Much of this is very old-fashioned and frankly sexist—at one point Winifred and Emmy even engage in a catfight—and can make something like My Best Friend's Wedding look progressive in comparison. But looking at these movies through our contemporary political prism is probably unfair, and if you can leave that agenda aside for a little while, this is a fairly entertaining double bill.

Rating for Style: B
Rating for Substance: B-


Image Transfer

Aspect Ratio1.33:1 - Full Frame
Original Aspect Ratioyes

Image Transfer Review: Don't be fooled by the illustration on the cover of the DVD case—Just For You is in black and white, and doesn't look too shabby. The opening stanza isn't nearly as crisp and sharp, though; the many lakeside matte shots in Here Comes the Groom must have been pretty poor to begin with, and the years have made them seem downright laughable.

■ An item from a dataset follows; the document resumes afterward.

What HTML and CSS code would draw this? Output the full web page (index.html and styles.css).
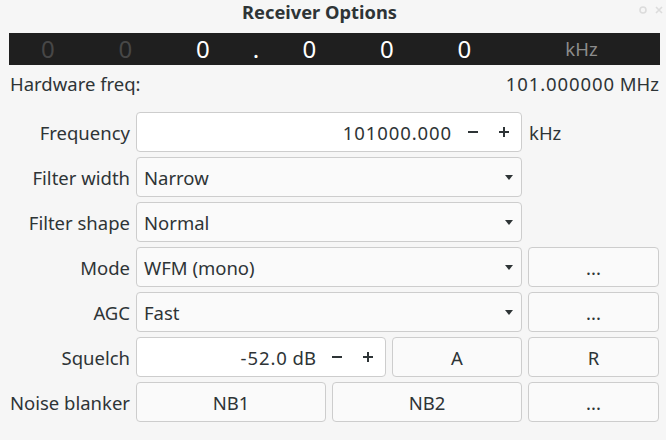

Many blotches and scratches don't help the cause any, either.

Image Transfer Grade: C


Audio Transfer

 LanguageRemote Access

Audio Transfer Review: More crackle on the first feature than the second, but the mono tracks are generally pretty clean.

Audio Transfer Grade: B-


Disc Extras

Static menu
Scene Access with 32 cues and remote access
Subtitles/Captions in English with remote access
Packaging: Amaray
Picture Disc
1 Disc
1-Sided disc(s)
Layers: dual
Layers Switch: 01h:44m:08s

Extras Review: Only chapter stops.

Extras Grade: D-


Final Comments

These are almost throwaway efforts and aren't watershed marks in the careers of anyone involved. Still, this is a breezy double feature with Bing Crosby smiling through, and if you're a fan of decidedly old-fashioned entertainments, these are worth at least a glance.